§ **Supplied material**
········

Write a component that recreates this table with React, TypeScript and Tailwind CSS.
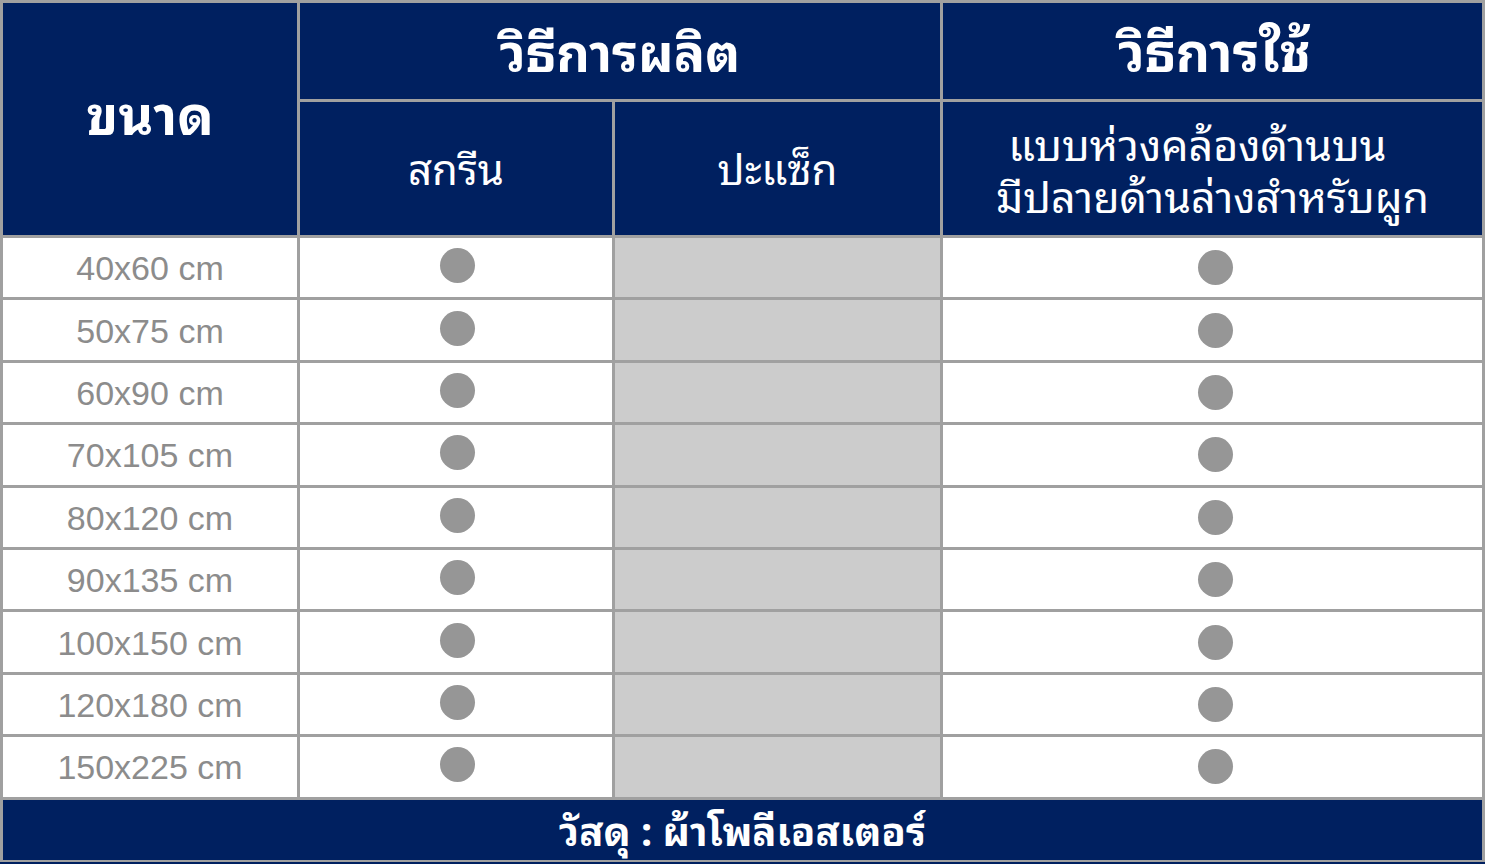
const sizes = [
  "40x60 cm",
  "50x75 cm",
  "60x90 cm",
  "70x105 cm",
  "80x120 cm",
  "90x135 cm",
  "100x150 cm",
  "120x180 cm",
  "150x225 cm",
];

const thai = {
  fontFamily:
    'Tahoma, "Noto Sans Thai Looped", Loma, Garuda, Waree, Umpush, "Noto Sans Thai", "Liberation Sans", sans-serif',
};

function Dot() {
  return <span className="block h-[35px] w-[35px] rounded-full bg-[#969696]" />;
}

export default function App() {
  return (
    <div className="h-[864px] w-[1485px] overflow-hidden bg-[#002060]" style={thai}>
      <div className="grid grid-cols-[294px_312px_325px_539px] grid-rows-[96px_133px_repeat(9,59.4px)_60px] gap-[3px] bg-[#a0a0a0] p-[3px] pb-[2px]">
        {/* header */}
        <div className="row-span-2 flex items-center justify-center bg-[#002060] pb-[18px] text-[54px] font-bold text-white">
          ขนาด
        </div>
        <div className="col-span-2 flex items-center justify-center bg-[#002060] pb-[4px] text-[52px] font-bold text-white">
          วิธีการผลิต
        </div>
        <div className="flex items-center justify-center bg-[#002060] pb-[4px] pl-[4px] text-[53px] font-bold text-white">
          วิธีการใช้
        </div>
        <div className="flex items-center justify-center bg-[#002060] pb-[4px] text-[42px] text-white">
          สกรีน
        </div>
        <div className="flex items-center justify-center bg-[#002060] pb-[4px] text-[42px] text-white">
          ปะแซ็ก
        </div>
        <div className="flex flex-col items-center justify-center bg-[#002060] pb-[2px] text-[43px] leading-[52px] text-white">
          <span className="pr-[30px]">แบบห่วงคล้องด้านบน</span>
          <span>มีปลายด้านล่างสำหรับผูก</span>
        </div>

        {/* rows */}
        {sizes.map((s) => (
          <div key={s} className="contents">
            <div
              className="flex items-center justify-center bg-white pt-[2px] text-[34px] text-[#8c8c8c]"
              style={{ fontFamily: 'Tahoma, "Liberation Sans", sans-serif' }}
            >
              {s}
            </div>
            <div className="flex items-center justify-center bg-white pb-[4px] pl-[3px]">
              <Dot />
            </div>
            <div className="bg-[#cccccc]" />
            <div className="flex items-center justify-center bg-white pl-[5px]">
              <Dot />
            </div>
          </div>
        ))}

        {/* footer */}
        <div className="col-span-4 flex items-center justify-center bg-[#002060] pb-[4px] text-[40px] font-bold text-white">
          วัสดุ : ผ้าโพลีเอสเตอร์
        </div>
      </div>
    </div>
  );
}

········

§ **To be done**
Except for the pictures, reproduce every line exactly.

§ **The completed task**
Write a component that recreates this table with React, TypeScript and Tailwind CSS.
const sizes = [
  "40x60 cm",
  "50x75 cm",
  "60x90 cm",
  "70x105 cm",
  "80x120 cm",
  "90x135 cm",
  "100x150 cm",
  "120x180 cm",
  "150x225 cm",
];

const thai = {
  fontFamily:
    'Tahoma, "Noto Sans Thai Looped", Loma, Garuda, Waree, Umpush, "Noto Sans Thai", "Liberation Sans", sans-serif',
};

function Dot() {
  return <span className="block h-[35px] w-[35px] rounded-full bg-[#969696]" />;
}

export default function App() {
  return (
    <div className="h-[864px] w-[1485px] overflow-hidden bg-[#002060]" style={thai}>
      <div className="grid grid-cols-[294px_312px_325px_539px] grid-rows-[96px_133px_repeat(9,59.4px)_60px] gap-[3px] bg-[#a0a0a0] p-[3px] pb-[2px]">
        {/* header */}
        <div className="row-span-2 flex items-center justify-center bg-[#002060] pb-[18px] text-[54px] font-bold text-white">
          ขนาด
        </div>
        <div className="col-span-2 flex items-center justify-center bg-[#002060] pb-[4px] text-[52px] font-bold text-white">
          วิธีการผลิต
        </div>
        <div className="flex items-center justify-center bg-[#002060] pb-[4px] pl-[4px] text-[53px] font-bold text-white">
          วิธีการใช้
        </div>
        <div className="flex items-center justify-center bg-[#002060] pb-[4px] text-[42px] text-white">
          สกรีน
        </div>
        <div className="flex items-center justify-center bg-[#002060] pb-[4px] text-[42px] text-white">
          ปะแซ็ก
        </div>
        <div className="flex flex-col items-center justify-center bg-[#002060] pb-[2px] text-[43px] leading-[52px] text-white">
          <span className="pr-[30px]">แบบห่วงคล้องด้านบน</span>
          <span>มีปลายด้านล่างสำหรับผูก</span>
        </div>

        {/* rows */}
        {sizes.map((s) => (
          <div key={s} className="contents">
            <div
              className="flex items-center justify-center bg-white pt-[2px] text-[34px] text-[#8c8c8c]"
              style={{ fontFamily: 'Tahoma, "Liberation Sans", sans-serif' }}
            >
              {s}
            </div>
            <div className="flex items-center justify-center bg-white pb-[4px] pl-[3px]">
              <Dot />
            </div>
            <div className="bg-[#cccccc]" />
            <div className="flex items-center justify-center bg-white pl-[5px]">
              <Dot />
            </div>
          </div>
        ))}

        {/* footer */}
        <div className="col-span-4 flex items-center justify-center bg-[#002060] pb-[4px] text-[40px] font-bold text-white">
          วัสดุ : ผ้าโพลีเอสเตอร์
        </div>
      </div>
    </div>
  );
}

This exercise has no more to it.